Singer-songwriter Lari White is spending a lot of time in New York lately, but she hasn’t abandoned her career in country music. In fact, White is honoring one of country’s legends as an original cast member of Ring of Fire, a new Broadway musical based on Johnny Cash’s music. She also produced Toby Keith’s new album, White Trash With Money, coming in April.
“I made my living as a theater actor before I got my record deal,” White recently told CMT Insider, “so it is in a way coming home on a bigger scale.”
White has rehearsed her role since Ring of Fire‘s first workshop in December 2004. The production opened Sunday (March 12) at the Ethel Barrymore Theatre.
“It was a little different than just walking into an existing role and doing my stint and leaving,” she said. “We actually got to create this piece and sit in a room together and make up parts and say, ‘Oh, I’ll sing the harmony part and you take the lead.’ The musicians were all making up what they were going to play. It’s been a very organic process of actually creating a piece of American theater.”
Yet, White still has a hard time explaining the concept of the show, which features 38 of Cash’s songs — although Cash is not a character in the script. The production also stars Jeb Brown, Jason Edwards, Tony-winner Jarrod Emich, Beth Malone and Cass Morgan.
“You just have to come to New York and see it,” she said. “It’s all music, it’s all family, it’s all community, it’s all heart, and it’s all Johnny at his best. He had no limitations. He had no boundaries.”
In the second act, White performs “All Over Again,” a Cash song she had never heard before production started. The director Richard Maltby asked her to rearrange it to make it her own. Now, she says, “I have completely fallen in love with that song.”
White notched a handful of Top 10 country hits in the mid-1990s, including “Now I Know” and “That’s My Baby.” After parting ways with RCA, she scored a 1997 hit duet with Travis Tritt (“Helping Me Get Over You”), then released one album on Lyric Street Records a year later. In 2002, she independently released Green-Eyed Soul. That same year, she formed a co-op label with her husband Chuck Cannon to release albums of songwriters performing their own hits.

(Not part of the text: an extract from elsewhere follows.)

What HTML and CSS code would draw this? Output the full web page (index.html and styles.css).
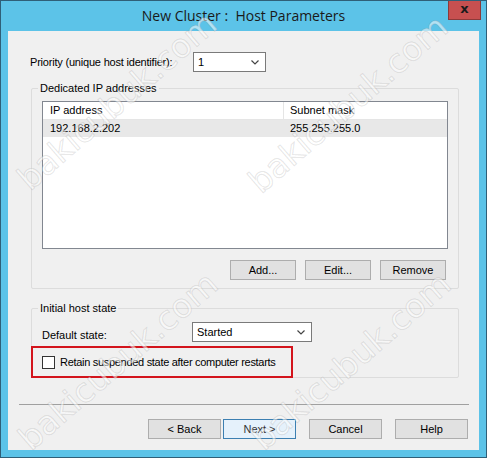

In the last few months of 2005, she teamed with Toby Keith in the studio she shares with Cannon, one of Keith’s frequent collaborators. White is among only a handful of female producers in Nashville, and she has a clever theory about why Keith chose her.
“He loves my production, but I think he’s just trying to get on Oprah,” she joked. “He’s like, ‘Hey, I got a chick producer! Come on, book me!'”
Keith asked White to produce some demos in the fall of 2005, so she scheduled a few days in her studio and hired a group of musicians that Keith didn’t know.
“We thought we’d cut maybe two or three songs in those two days,” White recalled. “Well, we cut three songs the first day, and we cut three songs the next day. It was like cutting butter. It was so easy. Toby enjoyed himself. He had a good time making music again. Sometimes it’s not easy to enjoy yourself so much when you get to the level of success that he has.”
Pleased with the results, Keith and White forged ahead, completing the album by the end of the year.
“I’ve never made a record so fast in my life,” White said. “I didn’t know it was humanly possible, but like I said, it was so easy. The music was easy to make. The spirit was there and the songs were there. It was just a blast.”